Avec l’alignement dans le temps des deux crises en Ukraine et au Moyen-Orient, l’Europe se trouve partagée en raison des choix individuels de ses composantes sociales et socio-économiques, et des choix individuels des pays membres, pour des raisons essentiellement éthiques. L'Europe est confrontée à deux chocs géopolitiques majeurs : La guerre Russe en Ukraine, depuis 2022, et l'escalade du conflit israélo-palestinien et ses répercussions plus larges au Moyen-Orient, depuis fin 2023.

Chacune de ces crises exige des ressources diplomatiques, militaires, humanitaires et financières unifiées, mais la marge de manœuvre est limitée par les priorités nationales divergentes.

L'Europe de l'Est, essentiellement la Pologne et les États de la Baltique, sont focalisés sur la dissuasion de la Russie, alors que l'Europe du Sud, essentiellement l’Italie, l’Espagne et la Grèce, se sentent plus concernées par la stabilité en Méditerranée, et donc plus largement au Moyen-Orient.
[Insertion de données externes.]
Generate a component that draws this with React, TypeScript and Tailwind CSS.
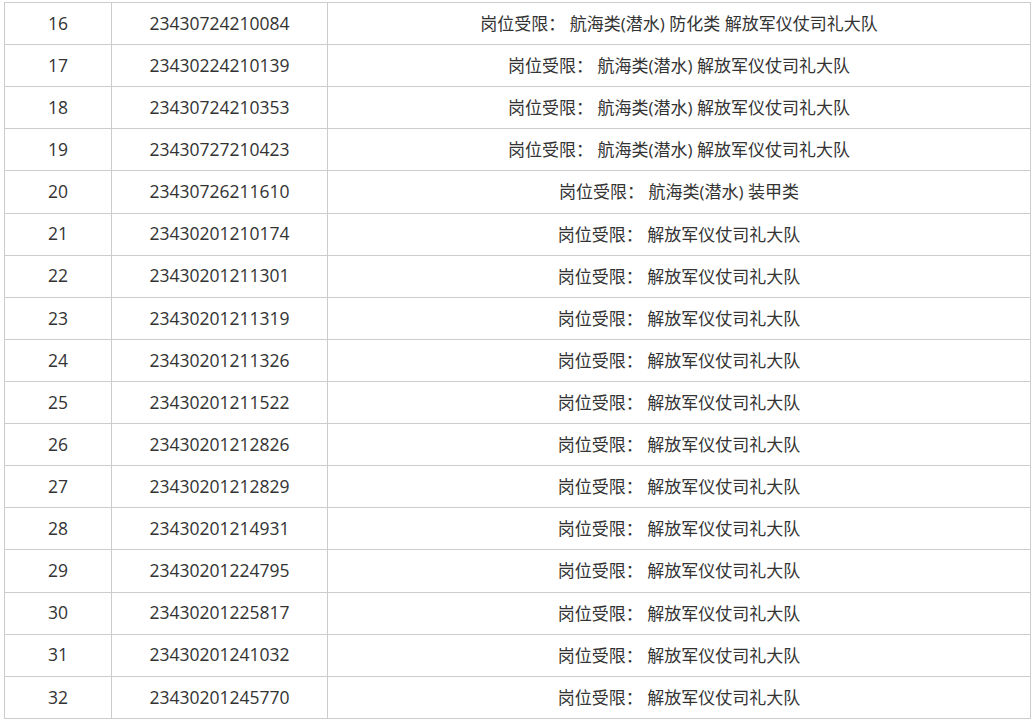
import React from "react";

const rows: [number, string, string][] = [
  [16, "23430724210084", "航海类(潜水) 防化类 解放军仪仗司礼大队"],
  [17, "23430224210139", "航海类(潜水) 解放军仪仗司礼大队"],
  [18, "23430724210353", "航海类(潜水) 解放军仪仗司礼大队"],
  [19, "23430727210423", "航海类(潜水) 解放军仪仗司礼大队"],
  [20, "23430726211610", "航海类(潜水) 装甲类"],
  [21, "23430201210174", "解放军仪仗司礼大队"],
  [22, "23430201211301", "解放军仪仗司礼大队"],
  [23, "23430201211319", "解放军仪仗司礼大队"],
  [24, "23430201211326", "解放军仪仗司礼大队"],
  [25, "23430201211522", "解放军仪仗司礼大队"],
  [26, "23430201212826", "解放军仪仗司礼大队"],
  [27, "23430201212829", "解放军仪仗司礼大队"],
  [28, "23430201214931", "解放军仪仗司礼大队"],
  [29, "23430201224795", "解放军仪仗司礼大队"],
  [30, "23430201225817", "解放军仪仗司礼大队"],
  [31, "23430201241032", "解放军仪仗司礼大队"],
  [32, "23430201245770", "解放军仪仗司礼大队"],
];

export default function App() {
  return (
    <div className="bg-white w-[1031px] h-[720px] overflow-hidden pl-[4px] pt-[2px] text-[#333] text-[17px] [font-family:'Open_Sans','Noto_Sans_CJK_SC',sans-serif]">
      <table className="border-collapse table-fixed w-[1026px]">
        <colgroup>
          <col className="w-[107px]" />
          <col className="w-[216px]" />
          <col className="w-[703px]" />
        </colgroup>
        <tbody>
          {rows.map(([n, id, t]) => (
            <tr key={n} className="h-[42.12px]">
              <td className="border border-[#cccccc] text-center p-0 leading-none text-[17.5px]">{n}</td>
              <td className="border border-[#cccccc] text-center p-0 leading-none text-[17.5px]">{id}</td>
              <td className="border border-[#cccccc] text-center p-0 leading-none">
                岗位受限：&nbsp;{t}
              </td>
            </tr>
          ))}
        </tbody>
      </table>
    </div>
  );
}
Ces pays sont plus sérieusement touchés par les migrations de populations autour du bassin méditerranéen.

Plus au Nord, la France et l’Allemagne sont sur une corde raide tentant de trouver un équilibre entre les deux. Mais là encore, les divergences sont profondes en raison des désaccords internes communs aux deux pays.

La guerre en Ukraine

Il faut cependant noter qu’il existe une position commune sur la guerre en Ukraine s’agissant des sanctions, de l’aide militaire et la coordination au sein de l’OTAN. On note l’attitude hésitante de l’Allemagne, de la Hongrie et de la Slovaquie au sujet de l’aide militaire, bien que l’escalade avec la Russie persiste en fond de toile avec la perspective financière très sombre du devoir de reconstruction de l’Ukraine après-guerre et la gestion des flux migratoires des Ukrainiens a travers l’Europe. La guerre en Ukraine a déplacé plus de 6 millions de personnes. Ces problèmes alimentent les gains électoraux d’extrême droite (par exemple, l’AfD en Allemagne, Le Pen en France, Meloni en Italie, mais aussi des conflits internes à l’UE concernant les quotas d’asile et le partage des charges, ainsi que les politiques frontalières plus strictes et le discours anti-immigration, questions qui affaiblissent encore davantage l’unité.

Le Moyen-Orient

Concernant le Moyen-Orient, L’Europe peine à articuler une position commune cohérente, et les divisions sont plus marquées. La France préconise un cessez-le-feu à Gaza et est ouverte à la reconnaissance de l’État palestinien., alors que l’Allemagne se montre plus prudente en raison de sa responsabilité historique envers Israël. Les pays de l’Est européen, s’alignent sue le concept de sécurité d’Israël, et ceux du Sud sont essentiellement concernes par les flux migratoires, bien que l’Espagne se soit prononcée en faveur d’un État Palestinien.

L'unité de l'Europe est donc mise à rude épreuve alors qu'elle tente de gérer simultanément ces deux crises déstabilisatrices.

Les répercussions

En attendant d’éventuelles solutions, la guerre en Ukraine a interrompu l’approvisionnement en gaz russe, forçant l’Europe à se tourner vers les marchés énergétiques du Moyen-Orient et de l’Afrique du Nord. Mais la aussi avec les frappes iraniennes en Israël, ont déstabilisé les approvisionnements en gaz. La hausse des prix mondiaux des matières premières et de l’énergie, due aux deux conflits, a eu des répercussions différentes sur les économies européennes, creusant les divisions économiques Nord-Sud au sein de l’UE.

Au niveau des politiques étrangères, le fossé se creuse encore davantage en raison du désintérêt des Etats-Unis qui accordent de plus en plus la priorité à la région indopacifique et se montrent incohérents dans leur engagement au Moyen-Orient. De ce fait, l’Europe est divisée sur la question de savoir dans quelle mesure elle doit suivre les positions de Washington, notamment sur Israël et la Palestine. Au niveau de l’OTAN, le consensus s’effrite alors que certains membres souhaitent se concentrer sur la stabilisation du Moyen-Orient tandis que d’autres insistent sur le fait que l’Ukraine reste la principale menace.

L’Europe hésitante alloue toujours une aide militaire élevée à l'Ukraine mais en déclin, tandis que l’Europe perd en crédibilité au Moyen-Orient ou l’aide humanitaire reste imprécise.

En définitive, on peut conclure que l’Europe n’a d’autre choix que de resserrer ses rangs face à ces deux conflits géostratégiques qui menacent sa stabilité.